> **Work to be completed**: Return precisely the span of lines from the top of the material below to the line containing "const [value] = useState<string>('1997');", both included. Pictures are excluded.

> **Recorded information**:
----

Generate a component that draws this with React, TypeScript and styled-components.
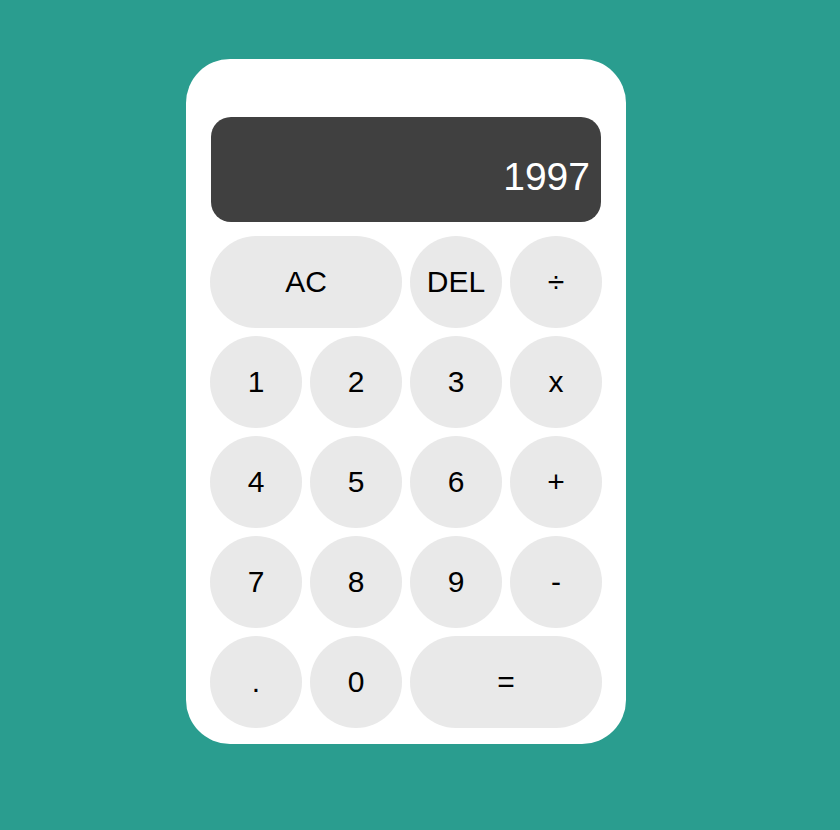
import React, { useState } from 'react';
import styled, { createGlobalStyle } from 'styled-components';

const GlobalStyle = createGlobalStyle`
	html, body {
		margin: 0;
		padding: 0;
		background-color: #2a9d8f;
		font-family: 'Liberation Sans', Arial, sans-serif;
	}
`;

const Page = styled.div`
	min-height: 830px;
	box-sizing: border-box;
	padding: 59px 0 0 186px;
`;

const Calculator = styled.div`
	width: 440px;
	box-sizing: border-box;
	padding: 58px 24px 16px;
	background-color: #ffffff;
	border-radius: 44px;
`;

const Display = styled.div`
	height: 105px;
	margin: 0 1px 14px;
	box-sizing: border-box;
	padding: 0 11px 23px;
	display: flex;
	align-items: flex-end;
	justify-content: flex-end;
	background-color: #404040;
	border-radius: 20px;
	color: #ffffff;
	font-size: 39px;
`;

const Keypad = styled.div`
	display: grid;
	grid-template-columns: repeat(4, 92px);
	grid-auto-rows: 92px;
	gap: 8px;
`;

const Key = styled.button<{ $wide?: boolean }>`
	grid-column: ${({ $wide }) => ($wide ? 'span 2' : 'auto')};
	border: none;
	border-radius: 46px;
	padding: 0;
	background-color: #e9e9e9;
	color: #000000;
	font-family: 'Liberation Sans', Arial, sans-serif;
	font-size: 30px;
	cursor: pointer;
`;

const keys = [
	{ label: 'AC', wide: true },
	{ label: 'DEL' },
	{ label: '÷' },
	{ label: '1' },
	{ label: '2' },
	{ label: '3' },
	{ label: 'x' },
	{ label: '4' },
	{ label: '5' },
	{ label: '6' },
	{ label: '+' },
	{ label: '7' },
	{ label: '8' },
	{ label: '9' },
	{ label: '-' },
	{ label: '.' },
	{ label: '0' },
	{ label: '=', wide: true },
];

function App() {
	const [value] = useState<string>('1997');

	return (
		<>
			<GlobalStyle />
			<Page>
				<Calculator>
					<Display>{value}</Display>
					<Keypad>
						{keys.map((item, idx) => (
							<Key key={idx} $wide={item.wide}>{item.label}</Key>
						))}
					</Keypad>
				</Calculator>
			</Page>
		</>
	);
}

export default App;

----

> **Task solution**:
Generate a component that draws this with React, TypeScript and styled-components.
import React, { useState } from 'react';
import styled, { createGlobalStyle } from 'styled-components';

const GlobalStyle = createGlobalStyle`
	html, body {
		margin: 0;
		padding: 0;
		background-color: #2a9d8f;
		font-family: 'Liberation Sans', Arial, sans-serif;
	}
`;

const Page = styled.div`
	min-height: 830px;
	box-sizing: border-box;
	padding: 59px 0 0 186px;
`;

const Calculator = styled.div`
	width: 440px;
	box-sizing: border-box;
	padding: 58px 24px 16px;
	background-color: #ffffff;
	border-radius: 44px;
`;

const Display = styled.div`
	height: 105px;
	margin: 0 1px 14px;
	box-sizing: border-box;
	padding: 0 11px 23px;
	display: flex;
	align-items: flex-end;
	justify-content: flex-end;
	background-color: #404040;
	border-radius: 20px;
	color: #ffffff;
	font-size: 39px;
`;

const Keypad = styled.div`
	display: grid;
	grid-template-columns: repeat(4, 92px);
	grid-auto-rows: 92px;
	gap: 8px;
`;

const Key = styled.button<{ $wide?: boolean }>`
	grid-column: ${({ $wide }) => ($wide ? 'span 2' : 'auto')};
	border: none;
	border-radius: 46px;
	padding: 0;
	background-color: #e9e9e9;
	color: #000000;
	font-family: 'Liberation Sans', Arial, sans-serif;
	font-size: 30px;
	cursor: pointer;
`;

const keys = [
	{ label: 'AC', wide: true },
	{ label: 'DEL' },
	{ label: '÷' },
	{ label: '1' },
	{ label: '2' },
	{ label: '3' },
	{ label: 'x' },
	{ label: '4' },
	{ label: '5' },
	{ label: '6' },
	{ label: '+' },
	{ label: '7' },
	{ label: '8' },
	{ label: '9' },
	{ label: '-' },
	{ label: '.' },
	{ label: '0' },
	{ label: '=', wide: true },
];

function App() {
	const [value] = useState<string>('1997');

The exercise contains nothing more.